Candido took her Medical College Admissions Test twice, which is not unusual for students seeking a higher score. She got accepted into a medical school in Michigan but held out for her top choice, UC Davis.

She is part of the REACH pathway, which provides students with extensive clinical experience in the Central Valley and where Candido plans to serve as a physician. She’s interested in geriatrics and also psychiatry.

Encouraging others through lived experience

The people who encouraged Candido to reconsider medicine are not surprised by her success. 

“It was only natural for me to encourage Christi, with persistence, to consider a career as a future physician,” Xiong said. He hopes that after medical school Candido stays at UC Davis for one of its psychiatry training programs.

Candido’s fourth-grade teacher, Betty Elvazian, said, “I have always predicted she would be successful in life. My prediction for her was to either be a doctor, or the president of the United States.”
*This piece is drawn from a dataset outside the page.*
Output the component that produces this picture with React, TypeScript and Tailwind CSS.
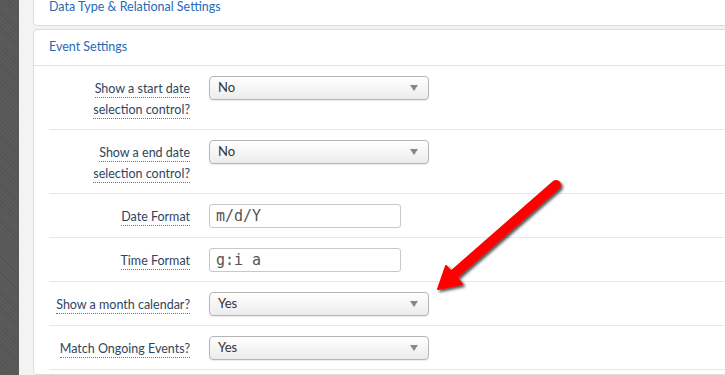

Candido is so grateful for the good things that have happened over the past year that she’s turned to Instagram to celebrate the successes with her nearly 1,500 followers. It’s her way of encouraging others to realize that if she can defy the odds, so can they.

She also provides “tips for success” in social media posts, and one-on-one mentorship at no cost to students across the country who seek her out for encouragement. The mentees, whom she meets with via Zoom, are typically the first in their family to attend college and they struggle academically.

Come Saturday, Candido’s journey will mark another milestone.

That’s when the School of Medicine holds its induction ceremony at Mondavi Center for the Performing Arts in Davis, an annual welcome program that is also known as the white coat ceremony. The program will be livestreamed on the school’s Facebook page.

But it’s the activity scheduled after induction that Candido is most excited about. She has rented a hall and organized a catered lunch for 68 of her closest supporters. She knows the banquet will put her into debt, but she won’t have it any other way.

“I’m throwing this luncheon to thank my village,” she said. “It took a long time, a lot of people, and endless encouragement to get me here today.”